The year was 2000 and the New York Knicks just announced that they have Traded Patrick Ewing to the Seattle Supersonics for a package of players which included Glenn Rice and Luc Longley just to name a few. Never has goodbye felt so bitter but, as an organization, it was the right thing to do for the franchise and its future. The concept of when to let a beloved player go is one that is omnipresent in sports. Ladainian Tomlinson was let go by the San Diego Chargers last season as they believed he had nothing left in the proverbial gas tank. With each yard he gains for the New York Jets, he runs the Chargers further into the perils of regret.
Derek Jeter was named captain of the New York Yankees by the late George Steinbrenner in 2003. Making his major league debut in 1995, he went on to win Rookie of the Year and has been an instrumental part of 5 World Series Championship teams. Throughout his tenure as the Yankees short stop, Derek Jeter has been the face of the franchise. With a career .314 batting average and 2.926 hits, Derek Jeter is a first ballot Hall of Famer, but is coming off a year in which he batted .270, his second lowest batting average to end a season since 1995.
In the context of life, 36 is hardly old but for a Major League short stop, it’s close to approaching the twilight of their career.

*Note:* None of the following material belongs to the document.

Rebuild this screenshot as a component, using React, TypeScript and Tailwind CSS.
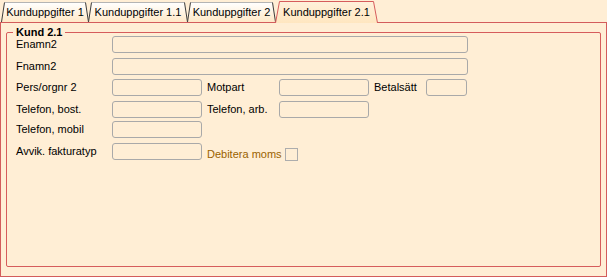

Derek Jeter is a free agent so Brian Cashman, the General Manager of the Yankees must decide what the value of a 36 year old short stop is. Correction, he must decide what the value of a 36 year old short stop names Derek Jeter is.
The current offer that has been reported is a 3 year deal worth an estimated 45 million dollars which is by most accounts, more than his market worth. So in this offer is his iconic value to the franchise included? Should the Yankees tell Jeter to field other offers and see compare them to what the Yankees have on the table? Has Jeter not sought arbitration when eligible to max out previous contracts? Or is there more than meets the eye?
Free agent pitcher Cliff Lee has reportedly been offered a 6 year deal worth somewhere in the 140 million dollar range. The difference, Cliff Lee is at the top of his game where many think Jeter is on the decline. And what about that guy who plays to Jeter’s right? You know, that Alex guy… he surely makes a ton of money, but is also producing at a Hall of Fame level.
So here stands the Yankees and Derek Jeter on the crossroads of loyalty and production. Sure, Derek Jeter means everything to the Yankees, but, does that meaning translate into fair market value? Or should he be able to make his demands and leave baseball on his own terms since this is more than likely his last contract barring a Bonds surge in production? The cameras are rolling and the world is watching to see which pitch the Yankees throw to Jeter with the count full at 3 and 2.